Weeks after George’s gallery opening, his grandmother Marie dies. And soon after that, George finds himself in a state of creative crisis, having been invited to France to present one of his pieces and feeling like a fraud, a failure, and an artist with no ideas.

He gives up. He sits on a bench in the same park that Seurat once immortalized in oils. And then, Dot appears to him, having walked out of her painting and confused her great-grandson for the lover who painted her into it, years ago. She sings to George: “Move On.”

It is here that Sondheim shows what forgiveness is, what love can do. A talented young man, buried by bad notices and crippled with writer’s block, finds comfort in the tender sagacity of a muse, who tells him, “Stop worrying if your vision is new. Let others make that decision — they usually do.”

To say such loving things to a creative person stymied by the grim realities of making things in a commercial world is the ultimate intimacy. And when Dot/Marie pleads, smiling, “Give us more to see,” it’s a maternal kindness that somehow channels an inner voice within every artist — one that’s usually drowned out by self-loathing or doubt or snark or envy or just demonic apathy, whinnying “Don’t do that, it’s dumb” or “It won’t make you any money, what’s the point” or “That anonymous commenter who said you write like a high school freshman is right.”

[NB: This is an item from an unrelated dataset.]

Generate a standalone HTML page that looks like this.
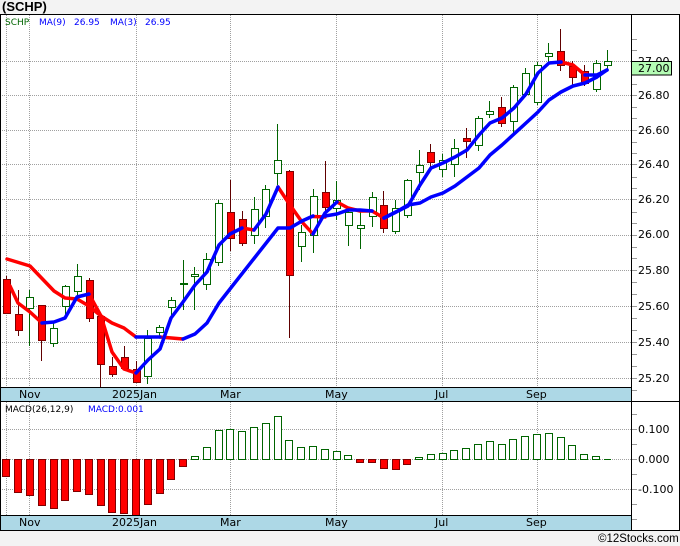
<!DOCTYPE html>
<html><head><meta charset="utf-8"><style>
html,body{margin:0;padding:0;background:#f3f3f3;width:680px;height:546px;overflow:hidden}
svg{display:block}
text{font-family:"DejaVu Sans",sans-serif;font-size:11px;fill:#000}
.s{font-size:9px}
</style></head><body>
<svg width="680" height="546" viewBox="0 0 680 546" xmlns="http://www.w3.org/2000/svg">
<rect width="680" height="546" fill="#f3f3f3"/>
<rect x="0" y="14" width="680" height="516" fill="#fff"/>
<rect x="0" y="388" width="632" height="13" fill="#add8e6"/>
<rect x="0" y="516" width="632" height="14" fill="#add8e6"/>
<path d="M0 61.5H632M0 95.5H632M0 130.5H632M0 164.5H632M0 199.5H632M0 235.5H632M0 270.5H632M0 306.5H632M0 342.5H632M0 378.5H632M0 429.5H632M0 459.5H632M0 489.5H632" stroke="#a0a0a0" stroke-dasharray="1 1" fill="none"/>
<path d="M6.5 15V387M29.5 15V387M136.5 15V387M230.5 15V387M336.5 15V387M442.5 15V387M537.5 15V387M6.5 402V515M29.5 402V515M136.5 402V515M230.5 402V515M336.5 402V515M442.5 402V515M537.5 402V515" stroke="#a0a0a0" stroke-dasharray="1 1" fill="none"/>
<path d="M632 39.5H637M632 50.5H637M632 61.5H637M632 73.5H637M632 84.5H637M632 95.5H637M632 107.5H637M632 118.5H637M632 130.5H637M632 142.5H637M632 153.5H637M632 164.5H637M632 177.5H637M632 188.5H637M632 199.5H637M632 212.5H637M632 223.5H637M632 235.5H637M632 247.5H637M632 258.5H637M632 270.5H637M632 282.5H637M632 294.5H637M632 306.5H637M632 318.5H637M632 330.5H637M632 342.5H637M632 354.5H637M632 366.5H637M632 378.5H637M632 390.5H637M632 414.5H637M632 429.5H637M632 444.5H637M632 459.5H637M632 474.5H637M632 489.5H637M632 504.5H637M632 519.5H637" stroke="#999" fill="none"/>

<!-- wicks -->
<path d="M29.5 290V346M53.5 322V347M65.5 285V316M77.5 264V300M147.5 330V384M159.5 325V337M171.5 297V320M183.5 260V310M194.5 267V310M206.5 253V290M218.5 200V266M254.5 197V244M265.5 185V228M277.5 124V185M301.5 225V262M313.5 189V253M336.5 181V220M348.5 208V246M360.5 212V249M372.5 192V227M395.5 200V234M407.5 179V218M419.5 150V190M442.5 154V177M454.5 139V177M478.5 116V151M489.5 101V118M513.5 85V134M525.5 68V97M537.5 62V105M548.5 43V63M596.5 60V92M607.5 50V69" stroke="#006400" fill="none"/>
<path d="M6.5 276V314M18.5 290V336M41.5 305V361M89.5 278V322M100.5 315V387M112.5 357V377M124.5 346V368M136.5 361V382M230.5 180V251M242.5 211V246M289.5 170V338M325.5 161V217M383.5 191V233M430.5 144V168M466.5 128V158M501.5 97V127M560.5 29V71M572.5 61V85M584.5 65V86" stroke="#600000" fill="none"/>
<!-- green bodies -->
<path d="M26.5 297.5h7v11h-7zM50.5 328.5h7v15h-7zM62.5 286.5h7v20h-7zM74.5 276.5h7v15h-7zM144.5 338.5h7v38h-7zM156.5 327.5h7v5h-7zM168.5 300.5h7v7h-7zM180.5 283.5h7v1h-7zM191.5 274.5h7v2h-7zM203.5 259.5h7v25h-7zM215.5 203.5h7v59h-7zM251.5 209.5h7v26h-7zM262.5 189.5h7v27h-7zM274.5 160.5h7v13h-7zM298.5 232.5h7v14h-7zM310.5 196.5h7v39h-7zM333.5 200.5h7v8h-7zM345.5 212.5h7v13h-7zM357.5 225.5h7v3h-7zM369.5 197.5h7v19h-7zM392.5 208.5h7v23h-7zM404.5 180.5h7v35h-7zM416.5 165.5h7v7h-7zM439.5 160.5h7v9h-7zM451.5 148.5h7v16h-7zM475.5 118.5h7v27h-7zM486.5 111.5h7v3h-7zM510.5 87.5h7v34h-7zM522.5 73.5h7v21h-7zM534.5 65.5h7v37h-7zM545.5 53.5h7v3h-7zM593.5 63.5h7v26h-7zM604.5 61.5h7v4h-7z" fill="#fff" stroke="#006400"/>
<!-- red bodies -->
<path d="M3.5 279.5h7v34h-7zM15.5 314.5h7v16h-7zM38.5 305.5h7v35h-7zM86.5 280.5h7v38h-7zM97.5 316.5h7v48h-7zM109.5 366.5h7v8h-7zM121.5 357.5h7v11h-7zM133.5 369.5h7v13h-7zM227.5 212.5h7v26h-7zM239.5 219.5h7v24h-7zM286.5 171.5h7v104h-7zM322.5 192.5h7v15h-7zM380.5 205.5h7v23h-7zM427.5 152.5h7v10h-7zM463.5 138.5h7v3h-7zM498.5 107.5h7v16h-7zM557.5 51.5h7v14h-7zM569.5 66.5h7v11h-7zM581.5 71.5h7v12h-7z" fill="#f00" stroke="#800000"/>

<!-- moving average lines -->
<g fill="none" stroke-width="3.5" stroke-linejoin="round" stroke-linecap="round">
<path d="M7 259L30 266L54 291L65 298L77 299L89 306L101 316L112 323L124 328L136 337" stroke="#f00"/>
<path d="M160 337L183 339" stroke="#f00"/>
<path d="M313 216.500L325 217" stroke="#f00"/>
<path d="M10 286L18 303L30 312L42 323" stroke="#f00"/>
<path d="M89 294L101 316L112 352L124 369L136 373" stroke="#f00"/>
<path d="M242 228L254 230" stroke="#f00"/>
<path d="M278 187L290 205L302 222L313 234" stroke="#f00"/>
<path d="M337 202L348 208L360 211L372 211L384 218" stroke="#f00"/>
<path d="M561 62L573 65L585 75" stroke="#f00"/>
<path d="M42 323L54 322L65 318L77 297L89 294" stroke="#00f"/>
<path d="M136 337L148 337L160 337" stroke="#00f"/>
<path d="M136 373L148 360L160 349L171 318L183 302L195 285L207 272L219 245L230 234L242 228" stroke="#00f"/>
<path d="M183 339L195 334L207 323L219 303L230 289L278 228L290 228L302 221L313 216" stroke="#00f"/>
<path d="M254 230L266 214L278 187" stroke="#00f"/>
<path d="M313 234L325 213L337 202" stroke="#00f"/>
<path d="M325 216L337 214L348 210L360 210L372 211" stroke="#00f"/>
<path d="M384 218L396 212L408 205L420 203L431 197L443 193L455 186L467 177L479 168L490 155L502 145L514 134L526 123L538 112L549 100L561 92L573 86L585 83L597 77L607 70" stroke="#00f"/>
<path d="M384 218L396 212L408 206L420 185L431 168L443 163L455 157L467 150L479 135L490 123L502 118L514 108L526 94L538 73L549 63L561 62" stroke="#00f"/>
<path d="M585 75L597 75L607 70" stroke="#00f"/>
</g>

<!-- MACD bars -->
<path d="M2.500 459.500h7v17h-7zM14.500 459.500h7v33h-7zM26.500 459.500h7v36h-7zM38.500 459.500h7v46h-7zM50.500 459.500h7v49h-7zM61.500 459.500h7v41h-7zM73.500 459.500h7v32h-7zM85.500 459.500h7v35h-7zM97.500 459.500h7v46h-7zM108.500 459.500h7v53h-7zM120.500 459.500h7v54h-7zM132.500 459.500h7v56h-7zM144.500 459.500h7v45h-7zM156.500 459.500h7v34h-7zM167.500 459.500h7v20h-7zM179.500 459.500h7v7h-7zM356.500 459.500h7v3h-7zM368.500 459.500h7v3h-7zM380.500 459.500h7v9h-7zM392.500 459.500h7v10h-7zM403.500 459.500h7v5h-7z" fill="#f00" stroke="#800000"/>
<path d="M191.500 456.500h7v3h-7zM203.500 447.500h7v12h-7zM215.500 430.500h7v29h-7zM226.500 429.500h7v30h-7zM238.500 431.500h7v28h-7zM250.500 427.500h7v32h-7zM262.500 423.500h7v36h-7zM274.500 416.500h7v43h-7zM285.500 440.500h7v19h-7zM297.500 447.500h7v12h-7zM309.500 446.500h7v13h-7zM321.500 449.500h7v10h-7zM333.500 451.500h7v8h-7zM344.500 455.500h7v4h-7zM415.500 457.500h7v2h-7zM427.500 454.500h7v5h-7zM439.500 453.500h7v6h-7zM450.500 450.500h7v9h-7zM462.500 448.500h7v11h-7zM474.500 444.500h7v15h-7zM486.500 441.500h7v18h-7zM498.500 444.500h7v15h-7zM509.500 439.500h7v20h-7zM521.500 436.500h7v23h-7zM533.500 434.500h7v25h-7zM545.500 433.500h7v26h-7zM557.500 437.500h7v22h-7zM568.500 445.500h7v14h-7zM580.500 454.500h7v5h-7zM592.500 456.500h7v3h-7z" fill="#fff" stroke="#006400"/>
<path d="M604 459.500h7" stroke="#006400"/>

<!-- frame -->
<g fill="#000">
<rect x="0" y="14" width="680" height="1"/>
<rect x="0" y="14" width="1" height="516"/>
<rect x="0" y="387" width="632" height="1"/>
<rect x="0" y="401" width="680" height="1"/>
<rect x="0" y="515" width="632" height="1"/>
<rect x="0" y="530" width="680" height="1"/>
<rect x="631" y="14" width="1" height="516"/>
<rect x="679" y="14" width="1" height="516"/>
</g>

<!-- text -->
<text x="2" y="11" style="font:bold 13px 'Liberation Sans',sans-serif;fill:#000">(SCHP)</text>
<text class="s" x="5" y="25" style="fill:#006400">SCHP</text>
<text class="s" x="39" y="25" style="fill:#0000ff">MA(9)</text>
<text class="s" x="74" y="25" style="fill:#0000ff">26.95</text>
<text class="s" x="110" y="25" style="fill:#0000ff">MA(3)</text>
<text class="s" x="145" y="25" style="fill:#0000ff">26.95</text>

<text x="638" y="65">27.00</text>
<rect x="631.500" y="61.500" width="40" height="13.500" fill="#b4fcb4" stroke="#000"/>
<text x="638" y="72">27.00</text>
<text x="638" y="99">26.80</text>
<text x="638" y="134">26.60</text>
<text x="638" y="168">26.40</text>
<text x="638" y="203">26.20</text>
<text x="638" y="238">26.00</text>
<text x="638" y="274">25.80</text>
<text x="638" y="310">25.60</text>
<text x="638" y="346">25.40</text>
<text x="638" y="382">25.20</text>

<text x="19" y="398">Nov</text>
<text x="112" y="398">2025Jan</text>
<text x="220" y="398">Mar</text>
<text x="325" y="398">May</text>
<text x="435" y="398">Jul</text>
<text x="526" y="398">Sep</text>

<text class="s" x="5" y="412">MACD(26,12,9)</text>
<text class="s" x="88" y="412" style="fill:#0000ff">MACD:0.001</text>

<text x="638" y="433">0.100</text>
<text x="638" y="463">0.000</text>
<text x="638" y="493">-0.100</text>

<text x="19" y="526">Nov</text>
<text x="112" y="526">2025Jan</text>
<text x="220" y="526">Mar</text>
<text x="325" y="526">May</text>
<text x="435" y="526">Jul</text>
<text x="526" y="526">Sep</text>

<text x="598" y="542" style="font:11.500px 'Liberation Sans',sans-serif;fill:#000">©12Stocks.com</text>
</svg>
</body></html>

And when that muse recedes again into wherever we live when our physical selves are gone, and all that’s left of us is what we’ve made for people to enjoy, or fight about, or do whatever art really does for people beyond the ones who make it, George is left on stage alone, with a big white canvas. It’s the same blank space that tortured him moments before. But now, encouraged by the wisdom of that small, kind voice, he instead smiles and rubs his palms together, getting ready to dive back into the process that, he suddenly remembers, has given him so much joy in the past.

It’s time to make something new.

Julie Klausner believes in life after love.